MARVEL: Multi-Agent Reinforcement Learning for constrained field-of-View multi-robot Exploration in Large-scale environments
Jimmy Chiun, Shizhe Zhang, Yizhuo Wang, Yuhong Cao, Guillaume Sartoretti
TL;DR
MARVEL tackles multi-agent exploration with constrained FoV sensors by formulating the problem as a multi-agent reinforcement learning task and solving it with a graph-attention policy and a centralized critic under the CTDE paradigm, augmented by an information-driven action pruning strategy. The method fuses frontier signals and orientation information through a graph-based encoder–decoder, enabling non-myopic viewpoint planning and robust coordination across diverse sensor configurations. Evaluations on 100 unseen $90\text{ m} \times 90\text{ m}$ maps with 4 agents show MARVEL outperforming state-of-the-art planners in trajectory length, 90% exploration, and achieving a 100% success rate, with low decision latency and strong generalization. Real-world validation on Crazyflie drones confirms practical applicability for lightweight aerial platforms in indoor environments.
Abstract
In multi-robot exploration, a team of mobile robot is tasked with efficiently mapping an unknown environments.
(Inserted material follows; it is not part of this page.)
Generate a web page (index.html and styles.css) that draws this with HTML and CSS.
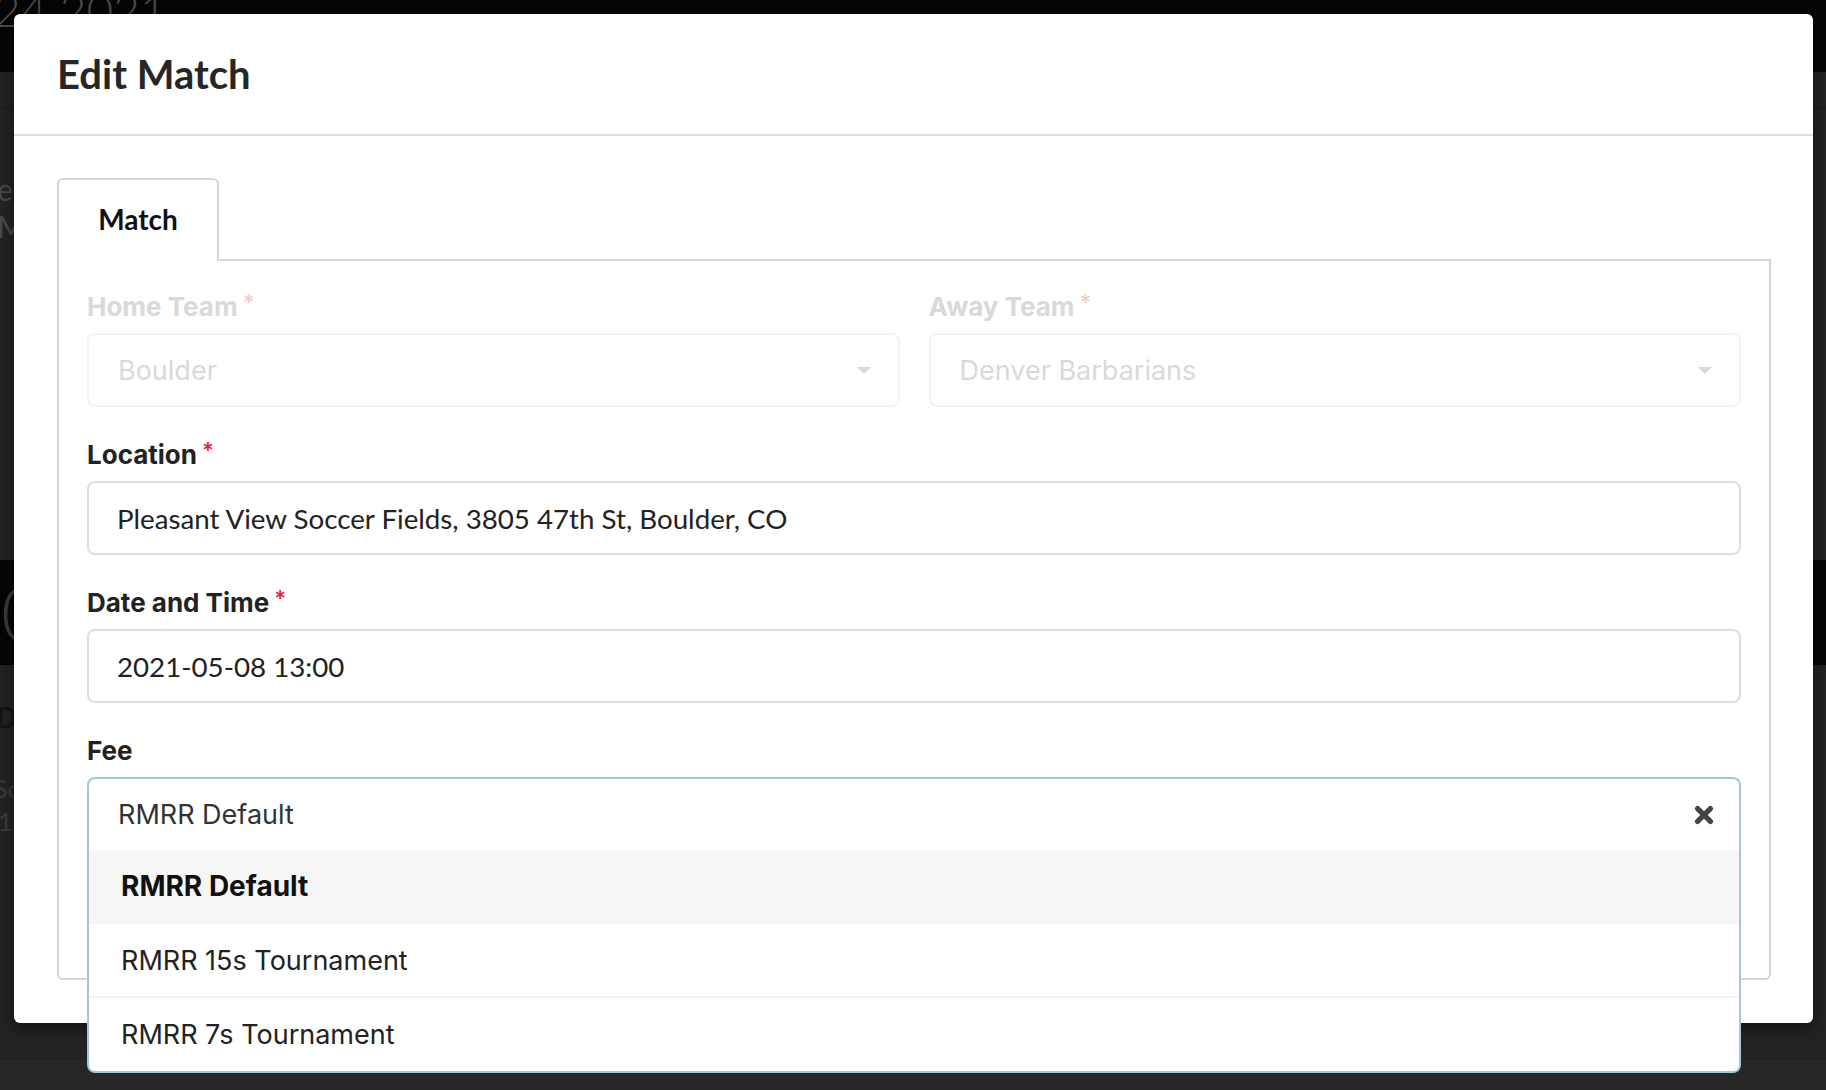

While most exploration planners assume omnidirectional sensors like LiDAR, this is impractical for small robots such as drones, where lightweight, directional sensors like cameras may be the only option due to payload constraints. These sensors have a constrained field-of-view (FoV), which adds complexity to the exploration problem, requiring not only optimal robot positioning but also sensor orientation during movement. In this work, we propose MARVEL, a neural framework that leverages graph attention networks, together with novel frontiers and orientation features fusion technique, to develop a collaborative, decentralized policy using multi-agent reinforcement learning (MARL) for robots with constrained FoV. To handle the large action space of viewpoints planning, we further introduce a novel information-driven action pruning strategy. MARVEL improves multi-robot coordination and decision-making in challenging large-scale indoor environments, while adapting to various team sizes and sensor configurations (i.e., FoV and sensor range) without additional training. Our extensive evaluation shows that MARVEL's learned policies exhibit effective coordinated behaviors, outperforming state-of-the-art exploration planners across multiple metrics. We experimentally demonstrate MARVEL's generalizability in large-scale environments, of up to 90m by 90m, and validate its practical applicability through successful deployment on a team of real drone hardware.